After graduating from Hollywood high school, he studied photography at Los Angeles City College and worked in a commercial darkroom. He returned to New York in 1949 to begin a professional career that would extend over 70 years.

'The best things happen when you just happen to be somewhere with a camera.'

He was drafted into the Army in 1951 during the Korean war but he was stationed with an Army Signal Corps unit in France. There he took a picture of soldiers killing time in the barracks that won a Life Magazine contest, getting him in print with an award of $2,500. That changed his life, he said.

Erwitt worked exclusively as a freelancer, working in fashion, political and celebrity photography, living in the Upper West Side of New York for 60 years.

His image Mother and Child of his wife and new-born daughter was included in the 1955 exhibition The Family of Man. He famously photographed the 1959 Kitchen Debate between Richard Nixon and Nikita Khrushchev in Moscow and 1960 portraits of Marilyn Monroe and Clark Gable on the set of their final film The Misfits (1961).

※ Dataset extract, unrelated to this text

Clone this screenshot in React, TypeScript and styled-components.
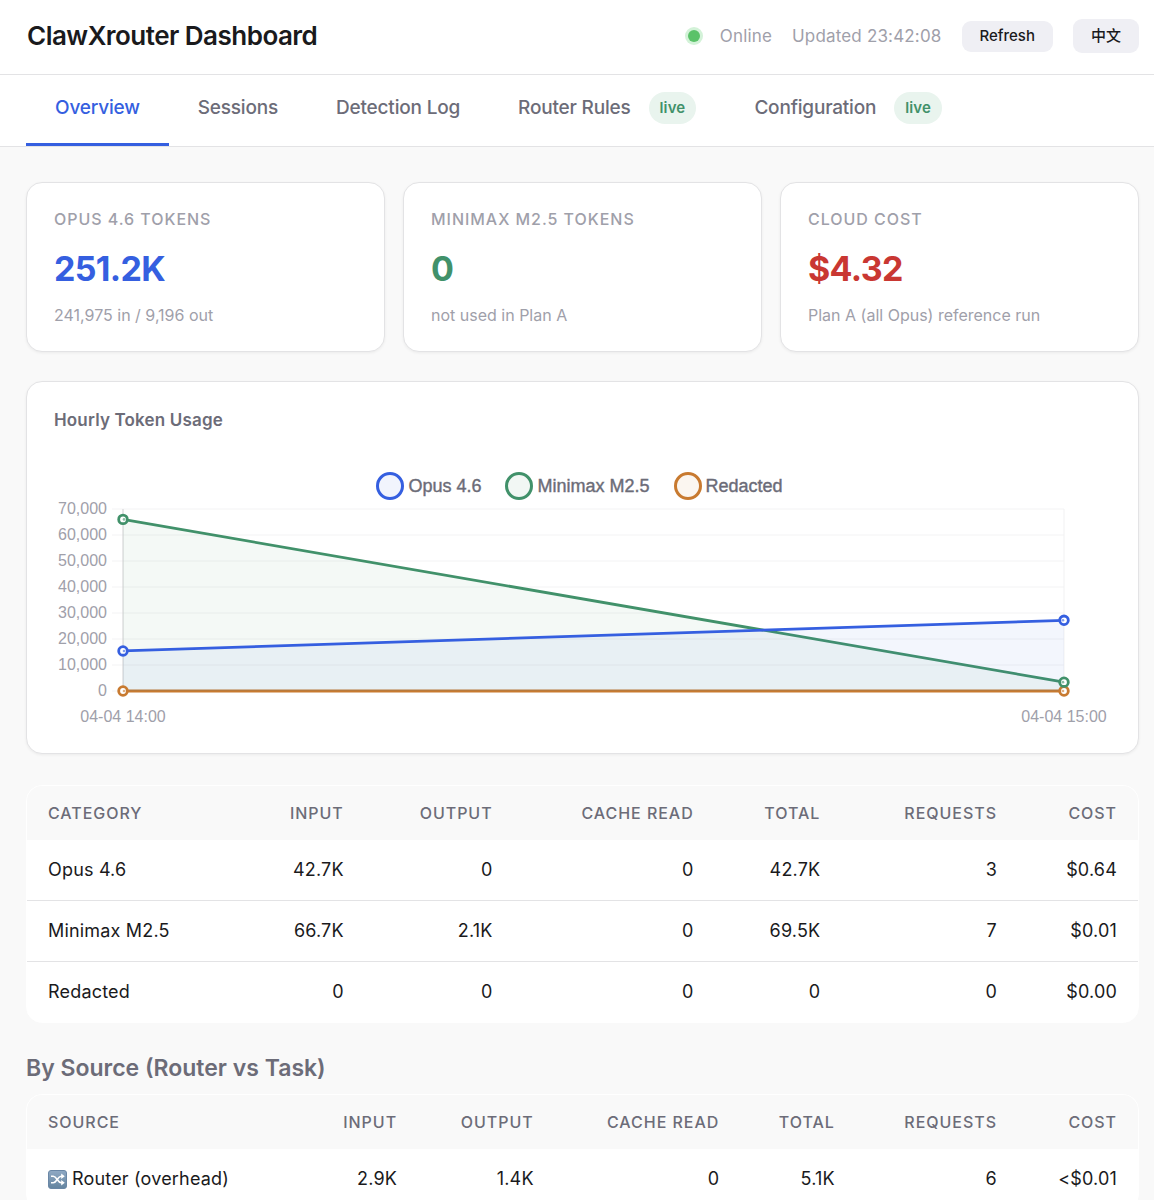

Originally a photojournalist, he published over 20 books of photographs during his lifetime and had numerous solo exhibitions at institutions including the Museum of Modern Art in New York, the Art Institute of Chicago, the Musée d'Art Moderne in Paris and the Barbican in London. In 2002, a comprehensive retrospective was exhibited at the Museo Nacional Centro de Arte Reina Sofia in Madrid.

Among his books are his witty and whimsical images of dogs, including Son of Bitch, To the Dogs and Woof.

He photographed the city with a sense of adventure and spontaneity, observing, "The best things happen when you just happen to be somewhere with a camera."

Erwitt worked into his 90s. "Photography is pretty simple stuff. You just react to what you see, and take many, many pictures," he summed it up at the age of 92.

Erwitt was married and divorced four times, to Lucienne Van Kan (1953 to 1960), Diana Dann (1967 to 1974), Susan Ringo (1977 to 1984) and Pia Frankenberg (1998 to 2012). He is survived by his six children, 10 grandchildren and three great-grandchildren.

His work can be seen on his Web site, Magnum (where he served as president) and The Ransom Center at the University of Houston, where he donated his archives of 47,500 black-and-white photographs in 2016.